── RAW DATA ──
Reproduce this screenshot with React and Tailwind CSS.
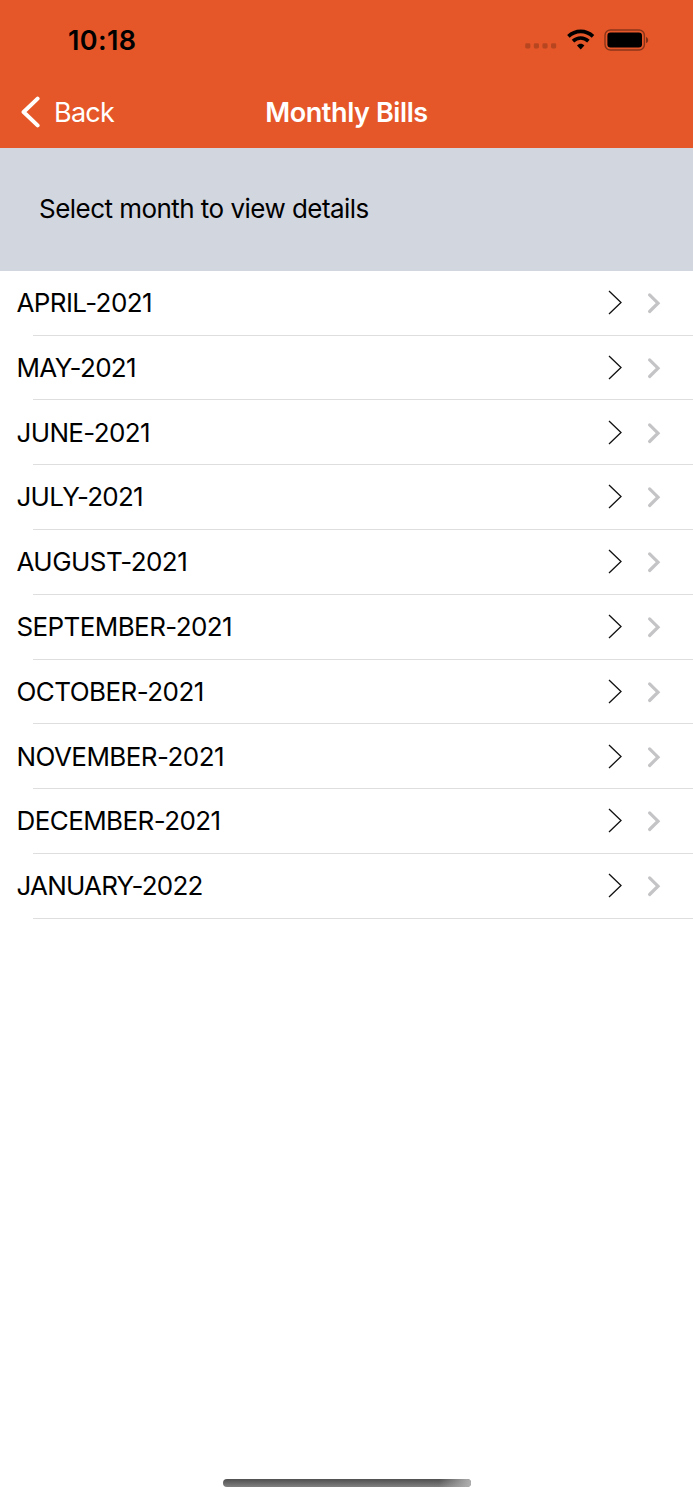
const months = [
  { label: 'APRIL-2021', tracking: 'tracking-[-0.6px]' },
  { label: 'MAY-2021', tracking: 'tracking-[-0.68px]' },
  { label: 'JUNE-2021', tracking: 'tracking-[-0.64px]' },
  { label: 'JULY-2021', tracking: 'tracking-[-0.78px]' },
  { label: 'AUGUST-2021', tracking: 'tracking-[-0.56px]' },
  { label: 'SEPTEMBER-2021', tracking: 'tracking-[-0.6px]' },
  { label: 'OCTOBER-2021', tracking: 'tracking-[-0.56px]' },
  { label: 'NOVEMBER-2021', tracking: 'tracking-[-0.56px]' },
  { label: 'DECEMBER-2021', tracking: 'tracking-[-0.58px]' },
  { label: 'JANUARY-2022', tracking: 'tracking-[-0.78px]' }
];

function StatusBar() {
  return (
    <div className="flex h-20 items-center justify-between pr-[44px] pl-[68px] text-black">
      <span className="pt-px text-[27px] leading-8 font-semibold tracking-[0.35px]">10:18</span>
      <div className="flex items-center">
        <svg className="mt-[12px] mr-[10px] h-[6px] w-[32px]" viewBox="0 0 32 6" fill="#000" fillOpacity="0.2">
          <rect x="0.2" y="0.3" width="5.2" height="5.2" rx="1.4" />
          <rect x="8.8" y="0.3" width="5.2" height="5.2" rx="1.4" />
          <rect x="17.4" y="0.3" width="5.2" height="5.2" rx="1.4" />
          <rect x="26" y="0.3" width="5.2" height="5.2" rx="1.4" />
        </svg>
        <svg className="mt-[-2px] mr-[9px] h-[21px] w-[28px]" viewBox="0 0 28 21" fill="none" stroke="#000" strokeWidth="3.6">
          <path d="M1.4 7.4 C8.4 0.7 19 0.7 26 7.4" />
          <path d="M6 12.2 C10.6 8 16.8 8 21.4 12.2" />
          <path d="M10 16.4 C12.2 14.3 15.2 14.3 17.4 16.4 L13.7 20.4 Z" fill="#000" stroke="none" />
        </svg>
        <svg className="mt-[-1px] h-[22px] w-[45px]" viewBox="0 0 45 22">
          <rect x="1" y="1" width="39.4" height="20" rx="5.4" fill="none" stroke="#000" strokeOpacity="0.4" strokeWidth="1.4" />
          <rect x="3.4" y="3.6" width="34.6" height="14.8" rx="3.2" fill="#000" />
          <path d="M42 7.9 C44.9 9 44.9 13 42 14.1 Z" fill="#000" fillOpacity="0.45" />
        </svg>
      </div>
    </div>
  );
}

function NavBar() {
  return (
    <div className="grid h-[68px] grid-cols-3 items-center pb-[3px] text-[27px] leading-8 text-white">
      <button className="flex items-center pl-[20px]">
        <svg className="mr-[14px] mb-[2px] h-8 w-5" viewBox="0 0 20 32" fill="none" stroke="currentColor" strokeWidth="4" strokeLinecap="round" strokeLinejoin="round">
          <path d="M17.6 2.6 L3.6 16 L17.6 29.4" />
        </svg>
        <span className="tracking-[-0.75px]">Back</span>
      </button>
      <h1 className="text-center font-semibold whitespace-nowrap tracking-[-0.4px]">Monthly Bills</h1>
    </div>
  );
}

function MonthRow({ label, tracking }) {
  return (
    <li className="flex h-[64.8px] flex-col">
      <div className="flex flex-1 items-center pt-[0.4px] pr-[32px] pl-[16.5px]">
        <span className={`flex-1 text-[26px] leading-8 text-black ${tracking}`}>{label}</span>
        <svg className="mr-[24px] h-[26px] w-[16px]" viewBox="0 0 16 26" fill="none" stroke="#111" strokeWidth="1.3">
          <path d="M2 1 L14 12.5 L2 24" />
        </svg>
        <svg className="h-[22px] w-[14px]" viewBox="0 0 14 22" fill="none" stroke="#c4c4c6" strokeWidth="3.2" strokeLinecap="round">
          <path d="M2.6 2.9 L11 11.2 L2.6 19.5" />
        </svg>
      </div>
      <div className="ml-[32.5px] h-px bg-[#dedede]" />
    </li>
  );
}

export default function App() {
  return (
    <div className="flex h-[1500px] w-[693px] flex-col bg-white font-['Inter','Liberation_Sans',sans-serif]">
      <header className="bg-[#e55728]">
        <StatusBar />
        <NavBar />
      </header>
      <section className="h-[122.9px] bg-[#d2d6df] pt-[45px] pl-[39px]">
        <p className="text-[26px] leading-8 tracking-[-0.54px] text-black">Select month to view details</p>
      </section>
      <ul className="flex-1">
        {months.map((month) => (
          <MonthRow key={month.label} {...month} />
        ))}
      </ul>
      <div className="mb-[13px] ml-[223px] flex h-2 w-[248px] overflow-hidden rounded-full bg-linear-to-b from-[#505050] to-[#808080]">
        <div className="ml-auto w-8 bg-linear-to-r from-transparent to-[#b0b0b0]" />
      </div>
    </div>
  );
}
───
── RAW DATA ──
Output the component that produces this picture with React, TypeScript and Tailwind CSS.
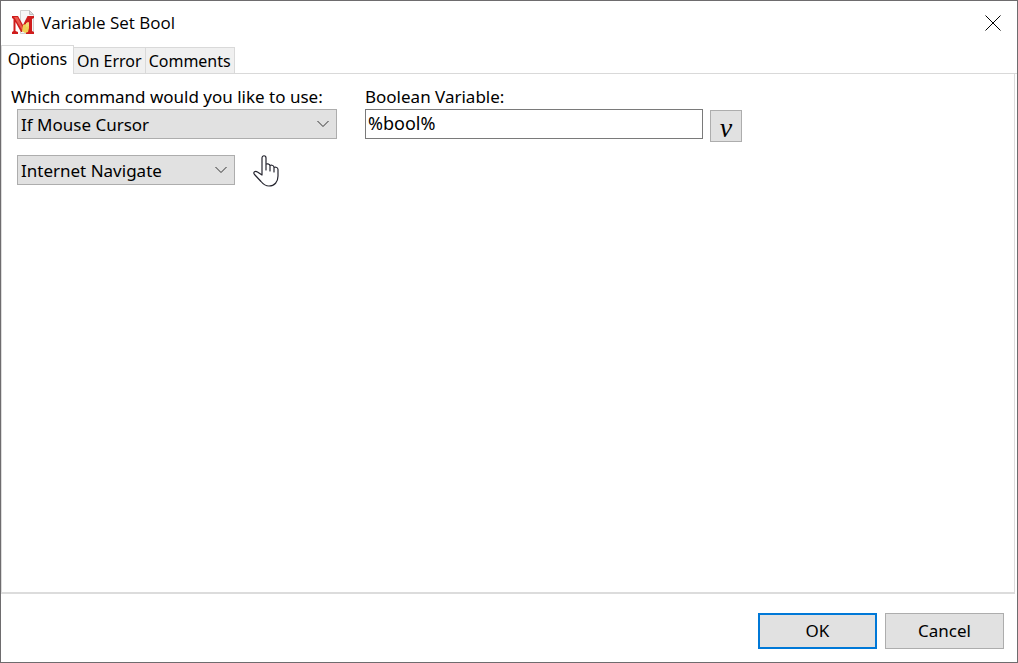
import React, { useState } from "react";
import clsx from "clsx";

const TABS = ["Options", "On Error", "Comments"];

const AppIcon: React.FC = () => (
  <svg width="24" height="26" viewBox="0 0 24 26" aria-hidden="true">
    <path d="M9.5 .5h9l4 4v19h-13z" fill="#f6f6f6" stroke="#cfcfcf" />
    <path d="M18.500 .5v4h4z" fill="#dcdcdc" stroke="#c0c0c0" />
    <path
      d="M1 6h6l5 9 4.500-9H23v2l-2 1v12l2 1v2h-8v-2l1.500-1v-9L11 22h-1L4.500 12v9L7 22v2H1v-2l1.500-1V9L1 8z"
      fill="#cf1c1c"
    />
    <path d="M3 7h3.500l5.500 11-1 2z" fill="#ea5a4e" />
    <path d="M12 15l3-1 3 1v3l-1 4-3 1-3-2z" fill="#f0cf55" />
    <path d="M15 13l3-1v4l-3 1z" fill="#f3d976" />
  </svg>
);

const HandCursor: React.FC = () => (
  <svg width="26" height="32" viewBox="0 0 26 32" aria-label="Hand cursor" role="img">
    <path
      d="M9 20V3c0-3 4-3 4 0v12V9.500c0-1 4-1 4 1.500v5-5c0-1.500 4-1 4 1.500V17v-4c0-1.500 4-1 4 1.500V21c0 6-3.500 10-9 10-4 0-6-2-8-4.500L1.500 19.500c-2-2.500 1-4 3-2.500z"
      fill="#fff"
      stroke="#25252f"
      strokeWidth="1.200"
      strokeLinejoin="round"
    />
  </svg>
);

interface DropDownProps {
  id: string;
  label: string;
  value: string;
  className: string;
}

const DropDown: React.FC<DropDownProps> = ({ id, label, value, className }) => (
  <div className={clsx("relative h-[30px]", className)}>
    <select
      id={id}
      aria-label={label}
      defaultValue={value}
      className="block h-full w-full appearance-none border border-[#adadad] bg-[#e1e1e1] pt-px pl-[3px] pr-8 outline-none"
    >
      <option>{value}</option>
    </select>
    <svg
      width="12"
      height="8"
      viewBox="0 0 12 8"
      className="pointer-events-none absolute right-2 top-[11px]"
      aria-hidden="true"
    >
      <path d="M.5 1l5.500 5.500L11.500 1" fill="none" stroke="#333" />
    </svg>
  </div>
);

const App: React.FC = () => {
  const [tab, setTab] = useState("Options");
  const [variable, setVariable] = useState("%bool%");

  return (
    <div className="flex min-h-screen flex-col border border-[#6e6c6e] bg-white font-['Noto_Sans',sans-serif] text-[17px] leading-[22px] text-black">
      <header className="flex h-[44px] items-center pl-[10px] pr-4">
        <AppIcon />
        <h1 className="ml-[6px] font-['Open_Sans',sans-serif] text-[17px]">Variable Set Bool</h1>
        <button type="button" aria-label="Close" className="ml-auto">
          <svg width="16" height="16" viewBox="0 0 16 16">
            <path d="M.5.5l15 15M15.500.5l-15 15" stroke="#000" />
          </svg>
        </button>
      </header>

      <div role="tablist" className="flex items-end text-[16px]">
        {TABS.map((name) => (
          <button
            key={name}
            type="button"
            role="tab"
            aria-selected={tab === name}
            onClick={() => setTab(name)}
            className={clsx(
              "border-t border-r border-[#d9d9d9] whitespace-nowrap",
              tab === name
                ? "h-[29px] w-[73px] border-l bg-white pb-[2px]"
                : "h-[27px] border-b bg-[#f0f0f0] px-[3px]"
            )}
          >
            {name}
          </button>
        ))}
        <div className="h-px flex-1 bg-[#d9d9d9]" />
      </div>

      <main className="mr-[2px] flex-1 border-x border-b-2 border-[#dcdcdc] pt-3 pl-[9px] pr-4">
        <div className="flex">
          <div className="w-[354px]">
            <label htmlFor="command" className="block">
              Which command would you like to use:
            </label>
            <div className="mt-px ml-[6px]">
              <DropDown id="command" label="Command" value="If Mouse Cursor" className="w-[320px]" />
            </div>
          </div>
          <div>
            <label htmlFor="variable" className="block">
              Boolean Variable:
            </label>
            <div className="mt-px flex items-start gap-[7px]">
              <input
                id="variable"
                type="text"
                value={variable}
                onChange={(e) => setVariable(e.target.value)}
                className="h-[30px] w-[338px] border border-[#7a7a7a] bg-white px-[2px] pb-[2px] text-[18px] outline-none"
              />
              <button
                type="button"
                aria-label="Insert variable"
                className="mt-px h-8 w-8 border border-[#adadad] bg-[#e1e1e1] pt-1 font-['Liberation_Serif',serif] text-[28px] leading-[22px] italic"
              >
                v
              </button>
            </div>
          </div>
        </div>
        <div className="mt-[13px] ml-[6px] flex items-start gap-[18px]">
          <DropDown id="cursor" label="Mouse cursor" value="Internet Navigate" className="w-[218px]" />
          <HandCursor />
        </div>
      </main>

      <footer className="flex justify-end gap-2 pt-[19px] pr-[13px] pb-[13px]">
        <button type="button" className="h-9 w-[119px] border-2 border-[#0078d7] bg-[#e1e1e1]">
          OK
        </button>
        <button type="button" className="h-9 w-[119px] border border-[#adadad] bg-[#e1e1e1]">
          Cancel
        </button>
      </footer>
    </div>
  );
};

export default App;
───
▶ **EXERCISE DIRECTIONS**
Begin with the line that contains "Output the component", end with the line that contains "const [variable, setVariable]", and set down every line in that range exactly as it stands, minus the pictures.

▶ **EXERCISE ANSWER**
Output the component that produces this picture with React, TypeScript and Tailwind CSS.
import React, { useState } from "react";
import clsx from "clsx";

const TABS = ["Options", "On Error", "Comments"];

const AppIcon: React.FC = () => (
  <svg width="24" height="26" viewBox="0 0 24 26" aria-hidden="true">
    <path d="M9.5 .5h9l4 4v19h-13z" fill="#f6f6f6" stroke="#cfcfcf" />
    <path d="M18.500 .5v4h4z" fill="#dcdcdc" stroke="#c0c0c0" />
    <path
      d="M1 6h6l5 9 4.500-9H23v2l-2 1v12l2 1v2h-8v-2l1.500-1v-9L11 22h-1L4.500 12v9L7 22v2H1v-2l1.500-1V9L1 8z"
      fill="#cf1c1c"
    />
    <path d="M3 7h3.500l5.500 11-1 2z" fill="#ea5a4e" />
    <path d="M12 15l3-1 3 1v3l-1 4-3 1-3-2z" fill="#f0cf55" />
    <path d="M15 13l3-1v4l-3 1z" fill="#f3d976" />
  </svg>
);

const HandCursor: React.FC = () => (
  <svg width="26" height="32" viewBox="0 0 26 32" aria-label="Hand cursor" role="img">
    <path
      d="M9 20V3c0-3 4-3 4 0v12V9.500c0-1 4-1 4 1.500v5-5c0-1.500 4-1 4 1.500V17v-4c0-1.500 4-1 4 1.500V21c0 6-3.500 10-9 10-4 0-6-2-8-4.500L1.500 19.500c-2-2.500 1-4 3-2.500z"
      fill="#fff"
      stroke="#25252f"
      strokeWidth="1.200"
      strokeLinejoin="round"
    />
  </svg>
);

interface DropDownProps {
  id: string;
  label: string;
  value: string;
  className: string;
}

const DropDown: React.FC<DropDownProps> = ({ id, label, value, className }) => (
  <div className={clsx("relative h-[30px]", className)}>
    <select
      id={id}
      aria-label={label}
      defaultValue={value}
      className="block h-full w-full appearance-none border border-[#adadad] bg-[#e1e1e1] pt-px pl-[3px] pr-8 outline-none"
    >
      <option>{value}</option>
    </select>
    <svg
      width="12"
      height="8"
      viewBox="0 0 12 8"
      className="pointer-events-none absolute right-2 top-[11px]"
      aria-hidden="true"
    >
      <path d="M.5 1l5.500 5.500L11.500 1" fill="none" stroke="#333" />
    </svg>
  </div>
);

const App: React.FC = () => {
  const [tab, setTab] = useState("Options");
  const [variable, setVariable] = useState("%bool%");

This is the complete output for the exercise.